■ **Request**
Note each line of the listing that contains the string "screenshot", and copy it.

***

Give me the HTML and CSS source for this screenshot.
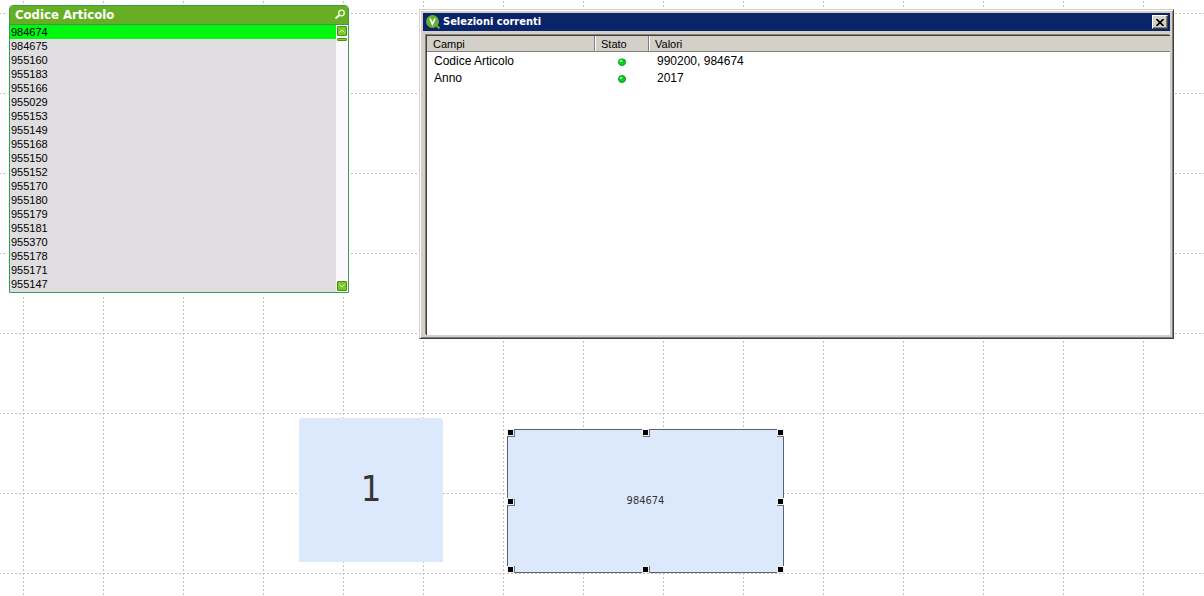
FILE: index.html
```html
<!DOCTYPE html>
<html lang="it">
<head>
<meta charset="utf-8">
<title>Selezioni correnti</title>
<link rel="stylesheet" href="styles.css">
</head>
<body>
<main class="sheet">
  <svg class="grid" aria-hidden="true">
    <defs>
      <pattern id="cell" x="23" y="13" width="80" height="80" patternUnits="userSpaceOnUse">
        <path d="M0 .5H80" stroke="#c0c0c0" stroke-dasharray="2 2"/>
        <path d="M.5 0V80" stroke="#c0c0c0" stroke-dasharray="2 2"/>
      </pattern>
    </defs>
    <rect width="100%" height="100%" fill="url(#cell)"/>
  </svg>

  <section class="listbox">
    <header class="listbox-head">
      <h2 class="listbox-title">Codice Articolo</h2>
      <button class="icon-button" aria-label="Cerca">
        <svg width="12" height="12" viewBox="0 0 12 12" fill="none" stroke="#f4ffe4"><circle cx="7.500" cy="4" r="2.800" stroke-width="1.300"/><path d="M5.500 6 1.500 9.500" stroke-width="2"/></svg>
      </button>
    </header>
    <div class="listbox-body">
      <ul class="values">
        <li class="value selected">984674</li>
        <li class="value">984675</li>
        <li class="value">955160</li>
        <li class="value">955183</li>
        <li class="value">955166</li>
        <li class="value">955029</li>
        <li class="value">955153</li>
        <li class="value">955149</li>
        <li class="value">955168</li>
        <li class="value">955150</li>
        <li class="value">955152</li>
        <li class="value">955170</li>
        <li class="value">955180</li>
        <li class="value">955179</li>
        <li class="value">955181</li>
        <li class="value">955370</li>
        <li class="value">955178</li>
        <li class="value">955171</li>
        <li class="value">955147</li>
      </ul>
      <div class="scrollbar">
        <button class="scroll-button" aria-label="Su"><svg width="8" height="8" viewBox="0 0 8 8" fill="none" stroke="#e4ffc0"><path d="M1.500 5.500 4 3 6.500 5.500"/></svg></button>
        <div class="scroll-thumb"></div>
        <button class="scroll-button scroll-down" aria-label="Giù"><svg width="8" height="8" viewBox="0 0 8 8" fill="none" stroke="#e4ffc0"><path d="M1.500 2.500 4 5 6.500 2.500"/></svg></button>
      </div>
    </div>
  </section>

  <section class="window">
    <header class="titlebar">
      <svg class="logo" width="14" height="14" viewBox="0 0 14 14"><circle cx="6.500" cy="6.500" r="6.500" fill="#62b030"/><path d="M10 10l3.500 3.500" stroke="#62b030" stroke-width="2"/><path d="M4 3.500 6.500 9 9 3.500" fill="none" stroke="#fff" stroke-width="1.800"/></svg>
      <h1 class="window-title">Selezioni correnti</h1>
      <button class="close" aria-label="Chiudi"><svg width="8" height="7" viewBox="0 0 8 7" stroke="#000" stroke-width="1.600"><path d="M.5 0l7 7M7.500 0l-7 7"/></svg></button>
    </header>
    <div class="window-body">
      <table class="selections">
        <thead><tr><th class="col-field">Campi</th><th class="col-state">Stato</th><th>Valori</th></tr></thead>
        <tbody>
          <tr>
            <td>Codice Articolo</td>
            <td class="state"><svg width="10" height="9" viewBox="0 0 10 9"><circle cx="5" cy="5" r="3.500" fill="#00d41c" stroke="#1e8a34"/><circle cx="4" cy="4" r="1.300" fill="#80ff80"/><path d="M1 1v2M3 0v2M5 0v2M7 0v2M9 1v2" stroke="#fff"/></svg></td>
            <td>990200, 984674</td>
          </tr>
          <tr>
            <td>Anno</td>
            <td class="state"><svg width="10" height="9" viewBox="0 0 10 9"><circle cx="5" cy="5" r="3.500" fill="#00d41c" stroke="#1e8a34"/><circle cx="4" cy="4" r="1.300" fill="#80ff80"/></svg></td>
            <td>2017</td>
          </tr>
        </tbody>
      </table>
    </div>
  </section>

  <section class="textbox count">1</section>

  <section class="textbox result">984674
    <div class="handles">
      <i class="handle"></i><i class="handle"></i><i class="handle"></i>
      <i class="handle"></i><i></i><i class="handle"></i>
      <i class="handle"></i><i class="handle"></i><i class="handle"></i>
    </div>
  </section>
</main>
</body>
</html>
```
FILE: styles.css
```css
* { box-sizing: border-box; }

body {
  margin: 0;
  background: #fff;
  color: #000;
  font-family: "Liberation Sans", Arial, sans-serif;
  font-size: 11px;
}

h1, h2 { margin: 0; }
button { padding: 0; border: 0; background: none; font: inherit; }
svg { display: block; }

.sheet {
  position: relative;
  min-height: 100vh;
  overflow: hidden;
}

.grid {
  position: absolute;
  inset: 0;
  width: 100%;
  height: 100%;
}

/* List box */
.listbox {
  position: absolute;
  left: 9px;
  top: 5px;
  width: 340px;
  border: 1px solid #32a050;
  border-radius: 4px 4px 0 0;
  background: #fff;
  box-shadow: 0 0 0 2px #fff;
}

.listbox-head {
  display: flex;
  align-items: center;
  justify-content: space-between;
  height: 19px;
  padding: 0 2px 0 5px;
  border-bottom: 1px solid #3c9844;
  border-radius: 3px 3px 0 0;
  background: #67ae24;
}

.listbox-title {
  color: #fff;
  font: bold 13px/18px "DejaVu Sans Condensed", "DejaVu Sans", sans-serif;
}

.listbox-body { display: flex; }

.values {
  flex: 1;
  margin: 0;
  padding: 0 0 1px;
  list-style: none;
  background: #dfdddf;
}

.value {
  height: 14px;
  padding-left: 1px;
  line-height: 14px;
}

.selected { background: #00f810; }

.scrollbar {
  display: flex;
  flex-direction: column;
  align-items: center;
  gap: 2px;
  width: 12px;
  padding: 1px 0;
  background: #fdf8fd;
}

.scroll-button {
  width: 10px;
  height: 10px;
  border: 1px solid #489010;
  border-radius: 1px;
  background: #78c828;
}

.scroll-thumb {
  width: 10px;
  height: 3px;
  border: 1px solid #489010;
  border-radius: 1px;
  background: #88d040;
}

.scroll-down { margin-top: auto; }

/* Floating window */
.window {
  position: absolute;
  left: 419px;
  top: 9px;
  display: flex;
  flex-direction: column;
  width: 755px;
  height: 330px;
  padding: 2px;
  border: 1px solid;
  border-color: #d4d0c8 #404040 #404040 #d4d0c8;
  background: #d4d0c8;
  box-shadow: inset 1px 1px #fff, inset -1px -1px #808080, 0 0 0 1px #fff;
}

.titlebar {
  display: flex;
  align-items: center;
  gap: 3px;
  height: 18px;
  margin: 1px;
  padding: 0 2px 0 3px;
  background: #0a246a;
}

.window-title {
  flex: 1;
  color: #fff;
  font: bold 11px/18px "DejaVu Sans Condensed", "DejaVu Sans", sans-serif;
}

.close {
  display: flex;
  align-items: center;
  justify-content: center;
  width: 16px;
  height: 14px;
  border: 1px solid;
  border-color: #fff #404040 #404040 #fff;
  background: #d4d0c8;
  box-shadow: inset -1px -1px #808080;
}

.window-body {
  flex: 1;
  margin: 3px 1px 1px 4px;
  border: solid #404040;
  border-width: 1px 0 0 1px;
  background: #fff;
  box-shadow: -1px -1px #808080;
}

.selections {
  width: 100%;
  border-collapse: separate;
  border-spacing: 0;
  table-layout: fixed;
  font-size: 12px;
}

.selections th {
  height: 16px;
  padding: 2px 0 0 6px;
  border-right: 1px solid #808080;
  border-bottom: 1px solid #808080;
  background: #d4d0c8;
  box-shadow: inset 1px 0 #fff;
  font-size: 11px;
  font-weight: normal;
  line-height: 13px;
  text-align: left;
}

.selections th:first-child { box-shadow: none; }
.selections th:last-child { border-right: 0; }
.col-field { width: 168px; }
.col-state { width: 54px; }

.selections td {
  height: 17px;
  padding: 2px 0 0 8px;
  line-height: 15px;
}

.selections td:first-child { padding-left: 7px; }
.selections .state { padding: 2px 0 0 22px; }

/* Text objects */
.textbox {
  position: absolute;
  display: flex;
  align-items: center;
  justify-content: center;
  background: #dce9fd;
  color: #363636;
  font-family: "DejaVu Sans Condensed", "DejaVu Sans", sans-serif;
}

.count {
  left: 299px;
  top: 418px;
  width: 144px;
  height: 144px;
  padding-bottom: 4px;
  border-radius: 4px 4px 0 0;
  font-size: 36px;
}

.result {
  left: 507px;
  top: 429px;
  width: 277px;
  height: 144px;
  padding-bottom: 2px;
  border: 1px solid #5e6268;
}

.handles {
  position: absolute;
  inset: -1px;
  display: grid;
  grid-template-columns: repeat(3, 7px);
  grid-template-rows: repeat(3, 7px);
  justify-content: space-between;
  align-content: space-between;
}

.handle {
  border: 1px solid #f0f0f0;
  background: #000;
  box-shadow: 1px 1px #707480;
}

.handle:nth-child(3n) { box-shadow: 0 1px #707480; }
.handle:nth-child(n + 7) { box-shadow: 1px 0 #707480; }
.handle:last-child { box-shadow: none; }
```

***

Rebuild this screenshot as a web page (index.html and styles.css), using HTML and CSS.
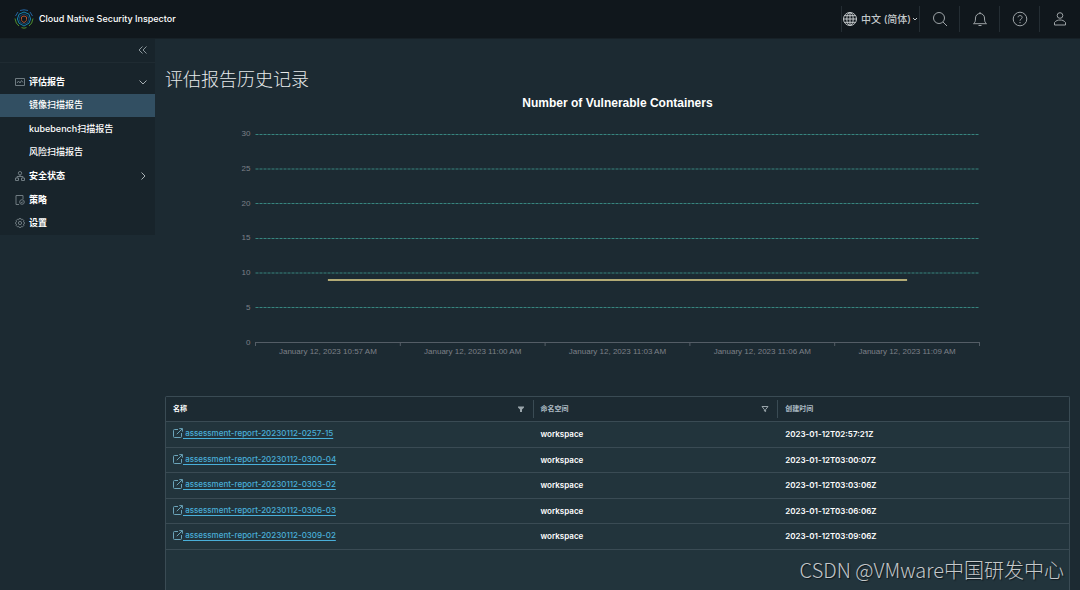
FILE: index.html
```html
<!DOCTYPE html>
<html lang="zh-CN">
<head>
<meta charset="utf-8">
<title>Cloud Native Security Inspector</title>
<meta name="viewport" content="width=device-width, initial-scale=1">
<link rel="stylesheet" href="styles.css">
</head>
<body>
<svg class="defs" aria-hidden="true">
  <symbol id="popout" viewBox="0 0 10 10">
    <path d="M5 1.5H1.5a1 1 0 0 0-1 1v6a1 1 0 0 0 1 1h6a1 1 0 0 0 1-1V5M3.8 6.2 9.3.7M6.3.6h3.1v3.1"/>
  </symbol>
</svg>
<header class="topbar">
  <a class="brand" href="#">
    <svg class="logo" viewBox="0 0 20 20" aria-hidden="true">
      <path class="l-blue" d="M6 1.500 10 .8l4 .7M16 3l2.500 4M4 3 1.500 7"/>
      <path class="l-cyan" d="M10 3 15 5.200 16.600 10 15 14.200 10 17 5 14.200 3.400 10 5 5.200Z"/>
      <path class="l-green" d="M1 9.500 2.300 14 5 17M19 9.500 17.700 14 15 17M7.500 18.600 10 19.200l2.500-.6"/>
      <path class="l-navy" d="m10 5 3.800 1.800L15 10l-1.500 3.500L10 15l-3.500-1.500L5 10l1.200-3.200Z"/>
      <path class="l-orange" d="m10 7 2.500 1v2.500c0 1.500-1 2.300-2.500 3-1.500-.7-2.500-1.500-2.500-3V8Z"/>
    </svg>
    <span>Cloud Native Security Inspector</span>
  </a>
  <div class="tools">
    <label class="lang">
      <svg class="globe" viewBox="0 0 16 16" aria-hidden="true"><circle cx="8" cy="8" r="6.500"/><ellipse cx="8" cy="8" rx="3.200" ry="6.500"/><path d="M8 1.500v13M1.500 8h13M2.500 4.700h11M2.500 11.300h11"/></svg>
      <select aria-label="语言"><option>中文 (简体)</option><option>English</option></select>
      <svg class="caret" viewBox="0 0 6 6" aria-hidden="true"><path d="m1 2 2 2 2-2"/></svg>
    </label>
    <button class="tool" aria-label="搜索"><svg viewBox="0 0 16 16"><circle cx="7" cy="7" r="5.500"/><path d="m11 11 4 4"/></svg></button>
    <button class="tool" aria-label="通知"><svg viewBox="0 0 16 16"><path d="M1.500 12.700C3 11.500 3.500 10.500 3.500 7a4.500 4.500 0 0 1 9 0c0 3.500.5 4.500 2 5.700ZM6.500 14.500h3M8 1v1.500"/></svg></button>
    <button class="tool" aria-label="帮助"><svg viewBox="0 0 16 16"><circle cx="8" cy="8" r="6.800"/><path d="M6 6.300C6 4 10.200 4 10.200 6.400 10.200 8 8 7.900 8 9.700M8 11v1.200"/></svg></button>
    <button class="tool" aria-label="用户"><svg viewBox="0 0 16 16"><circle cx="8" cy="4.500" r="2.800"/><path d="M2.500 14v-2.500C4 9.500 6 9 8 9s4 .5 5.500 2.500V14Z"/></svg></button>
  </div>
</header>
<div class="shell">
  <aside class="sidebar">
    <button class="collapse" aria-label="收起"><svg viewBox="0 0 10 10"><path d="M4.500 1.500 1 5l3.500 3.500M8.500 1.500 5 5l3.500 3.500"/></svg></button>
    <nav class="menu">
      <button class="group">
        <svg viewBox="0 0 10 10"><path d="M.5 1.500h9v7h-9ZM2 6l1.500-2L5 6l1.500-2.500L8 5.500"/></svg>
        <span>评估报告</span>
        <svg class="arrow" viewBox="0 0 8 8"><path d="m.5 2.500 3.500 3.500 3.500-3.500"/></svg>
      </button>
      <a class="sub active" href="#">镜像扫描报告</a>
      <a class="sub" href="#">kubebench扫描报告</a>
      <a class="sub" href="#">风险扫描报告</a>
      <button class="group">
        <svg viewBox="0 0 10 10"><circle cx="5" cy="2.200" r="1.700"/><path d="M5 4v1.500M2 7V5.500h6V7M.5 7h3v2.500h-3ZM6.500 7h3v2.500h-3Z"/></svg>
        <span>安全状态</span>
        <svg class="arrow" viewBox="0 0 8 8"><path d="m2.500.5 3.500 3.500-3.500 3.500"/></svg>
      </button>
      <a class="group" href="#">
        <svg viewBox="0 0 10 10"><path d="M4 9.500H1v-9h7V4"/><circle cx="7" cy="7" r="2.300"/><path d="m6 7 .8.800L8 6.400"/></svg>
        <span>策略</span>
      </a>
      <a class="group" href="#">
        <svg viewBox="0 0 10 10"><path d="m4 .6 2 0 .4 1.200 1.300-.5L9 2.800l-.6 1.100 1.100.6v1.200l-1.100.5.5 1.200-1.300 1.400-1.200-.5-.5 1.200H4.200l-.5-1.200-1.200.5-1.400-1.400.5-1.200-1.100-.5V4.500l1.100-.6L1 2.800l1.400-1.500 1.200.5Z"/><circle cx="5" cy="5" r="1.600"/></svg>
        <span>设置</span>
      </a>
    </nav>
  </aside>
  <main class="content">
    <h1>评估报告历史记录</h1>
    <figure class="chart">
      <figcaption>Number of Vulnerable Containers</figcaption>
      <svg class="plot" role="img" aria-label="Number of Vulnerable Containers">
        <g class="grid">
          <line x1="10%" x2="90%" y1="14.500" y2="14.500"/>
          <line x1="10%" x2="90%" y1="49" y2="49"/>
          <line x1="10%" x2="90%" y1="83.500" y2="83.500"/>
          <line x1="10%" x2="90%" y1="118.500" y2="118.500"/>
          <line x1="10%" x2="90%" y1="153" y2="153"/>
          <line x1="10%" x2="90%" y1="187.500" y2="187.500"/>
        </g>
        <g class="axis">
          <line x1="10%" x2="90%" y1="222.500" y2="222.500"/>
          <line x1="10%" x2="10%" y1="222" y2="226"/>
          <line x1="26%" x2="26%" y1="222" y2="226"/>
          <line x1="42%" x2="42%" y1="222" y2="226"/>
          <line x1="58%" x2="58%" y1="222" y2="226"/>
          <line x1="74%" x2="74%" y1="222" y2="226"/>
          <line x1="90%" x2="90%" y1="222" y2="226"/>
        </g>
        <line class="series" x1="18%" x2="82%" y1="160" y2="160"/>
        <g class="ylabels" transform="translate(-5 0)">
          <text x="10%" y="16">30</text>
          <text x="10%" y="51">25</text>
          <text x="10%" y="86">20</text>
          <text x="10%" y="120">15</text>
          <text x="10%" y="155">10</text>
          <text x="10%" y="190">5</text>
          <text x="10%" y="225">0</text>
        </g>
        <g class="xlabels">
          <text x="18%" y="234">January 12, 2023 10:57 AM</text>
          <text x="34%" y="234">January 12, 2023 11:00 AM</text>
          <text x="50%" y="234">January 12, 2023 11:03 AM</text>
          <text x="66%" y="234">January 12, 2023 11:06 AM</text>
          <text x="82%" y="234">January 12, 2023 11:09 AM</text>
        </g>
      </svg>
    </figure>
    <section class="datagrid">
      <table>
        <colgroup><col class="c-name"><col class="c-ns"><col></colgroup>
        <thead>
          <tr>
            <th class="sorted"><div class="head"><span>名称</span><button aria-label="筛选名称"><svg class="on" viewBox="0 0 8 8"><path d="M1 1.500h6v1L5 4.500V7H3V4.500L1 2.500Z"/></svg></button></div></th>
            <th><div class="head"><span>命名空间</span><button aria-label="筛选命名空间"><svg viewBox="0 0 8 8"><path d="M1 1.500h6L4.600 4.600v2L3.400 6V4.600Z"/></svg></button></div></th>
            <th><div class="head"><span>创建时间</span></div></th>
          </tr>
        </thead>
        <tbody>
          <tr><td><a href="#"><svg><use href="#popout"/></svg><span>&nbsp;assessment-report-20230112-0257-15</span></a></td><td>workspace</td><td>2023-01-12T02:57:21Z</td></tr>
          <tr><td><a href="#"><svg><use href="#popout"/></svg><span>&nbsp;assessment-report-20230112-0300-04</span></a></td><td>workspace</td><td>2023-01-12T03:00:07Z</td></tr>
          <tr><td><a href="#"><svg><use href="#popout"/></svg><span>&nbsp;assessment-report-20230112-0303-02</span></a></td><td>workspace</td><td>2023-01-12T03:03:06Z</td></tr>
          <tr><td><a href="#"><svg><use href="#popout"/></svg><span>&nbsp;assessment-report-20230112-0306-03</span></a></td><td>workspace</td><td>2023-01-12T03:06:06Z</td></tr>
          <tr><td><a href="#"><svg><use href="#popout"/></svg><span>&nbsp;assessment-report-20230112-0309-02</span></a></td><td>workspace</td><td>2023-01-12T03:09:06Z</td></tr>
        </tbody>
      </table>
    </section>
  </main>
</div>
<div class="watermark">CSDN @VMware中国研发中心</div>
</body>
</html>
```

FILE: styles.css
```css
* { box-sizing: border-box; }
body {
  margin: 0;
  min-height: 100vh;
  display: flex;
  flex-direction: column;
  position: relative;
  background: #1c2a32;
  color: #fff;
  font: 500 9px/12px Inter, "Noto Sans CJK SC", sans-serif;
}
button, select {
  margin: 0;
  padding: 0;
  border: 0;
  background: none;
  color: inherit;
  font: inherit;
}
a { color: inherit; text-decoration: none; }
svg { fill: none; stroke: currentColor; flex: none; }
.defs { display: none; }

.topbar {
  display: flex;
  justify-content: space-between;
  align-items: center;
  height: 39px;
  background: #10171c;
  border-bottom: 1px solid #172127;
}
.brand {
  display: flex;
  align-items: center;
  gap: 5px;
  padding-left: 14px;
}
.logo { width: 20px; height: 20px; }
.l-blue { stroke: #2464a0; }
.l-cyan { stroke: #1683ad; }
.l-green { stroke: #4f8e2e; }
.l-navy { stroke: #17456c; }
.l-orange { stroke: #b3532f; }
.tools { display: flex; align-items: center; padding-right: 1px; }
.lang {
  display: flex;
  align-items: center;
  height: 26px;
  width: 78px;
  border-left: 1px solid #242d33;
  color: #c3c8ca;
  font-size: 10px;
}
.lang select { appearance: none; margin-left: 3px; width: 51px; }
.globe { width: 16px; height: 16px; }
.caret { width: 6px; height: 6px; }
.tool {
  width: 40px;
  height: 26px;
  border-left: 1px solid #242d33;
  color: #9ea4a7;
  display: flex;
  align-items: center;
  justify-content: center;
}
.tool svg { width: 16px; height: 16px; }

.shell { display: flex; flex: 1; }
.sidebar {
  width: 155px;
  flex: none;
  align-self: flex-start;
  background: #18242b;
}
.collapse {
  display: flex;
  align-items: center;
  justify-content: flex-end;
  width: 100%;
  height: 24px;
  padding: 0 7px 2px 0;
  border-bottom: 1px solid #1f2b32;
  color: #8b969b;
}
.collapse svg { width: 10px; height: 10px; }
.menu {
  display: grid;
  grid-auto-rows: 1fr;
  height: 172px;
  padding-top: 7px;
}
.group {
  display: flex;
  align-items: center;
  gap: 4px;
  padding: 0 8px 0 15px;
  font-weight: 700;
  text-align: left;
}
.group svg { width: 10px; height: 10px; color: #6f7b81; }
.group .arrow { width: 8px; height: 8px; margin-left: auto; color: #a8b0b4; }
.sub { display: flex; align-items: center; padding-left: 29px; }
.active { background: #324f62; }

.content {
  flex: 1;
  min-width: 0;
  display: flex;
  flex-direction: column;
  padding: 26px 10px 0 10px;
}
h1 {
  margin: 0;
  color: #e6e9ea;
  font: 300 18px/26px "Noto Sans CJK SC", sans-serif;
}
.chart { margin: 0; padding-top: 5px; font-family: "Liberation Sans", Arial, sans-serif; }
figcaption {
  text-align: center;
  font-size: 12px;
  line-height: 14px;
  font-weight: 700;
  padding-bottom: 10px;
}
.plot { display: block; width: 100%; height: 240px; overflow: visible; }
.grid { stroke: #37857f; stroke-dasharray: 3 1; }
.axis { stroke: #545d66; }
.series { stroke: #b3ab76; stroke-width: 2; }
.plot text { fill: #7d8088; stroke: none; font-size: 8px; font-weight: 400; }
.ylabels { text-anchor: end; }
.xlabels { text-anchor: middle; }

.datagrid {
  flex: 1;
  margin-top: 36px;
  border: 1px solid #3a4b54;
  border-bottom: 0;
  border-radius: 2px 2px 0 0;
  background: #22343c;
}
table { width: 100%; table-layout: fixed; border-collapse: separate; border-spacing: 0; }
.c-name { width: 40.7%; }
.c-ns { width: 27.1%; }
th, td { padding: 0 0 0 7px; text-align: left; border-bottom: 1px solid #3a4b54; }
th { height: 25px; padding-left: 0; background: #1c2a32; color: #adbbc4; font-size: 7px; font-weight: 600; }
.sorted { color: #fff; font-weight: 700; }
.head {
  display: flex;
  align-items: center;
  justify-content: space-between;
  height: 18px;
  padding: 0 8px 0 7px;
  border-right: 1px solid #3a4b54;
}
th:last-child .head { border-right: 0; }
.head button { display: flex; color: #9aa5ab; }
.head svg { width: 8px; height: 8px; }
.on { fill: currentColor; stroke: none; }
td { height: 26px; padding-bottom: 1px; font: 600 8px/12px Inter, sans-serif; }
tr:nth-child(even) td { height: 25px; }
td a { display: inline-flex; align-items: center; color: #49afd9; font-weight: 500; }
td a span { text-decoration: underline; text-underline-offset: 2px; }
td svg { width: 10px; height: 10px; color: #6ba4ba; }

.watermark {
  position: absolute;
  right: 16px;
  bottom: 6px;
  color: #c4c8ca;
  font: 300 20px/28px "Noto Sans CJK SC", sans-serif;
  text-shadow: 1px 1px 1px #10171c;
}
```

***

■ **Result of the task**
Give me the HTML and CSS source for this screenshot.
Rebuild this screenshot as a web page (index.html and styles.css), using HTML and CSS.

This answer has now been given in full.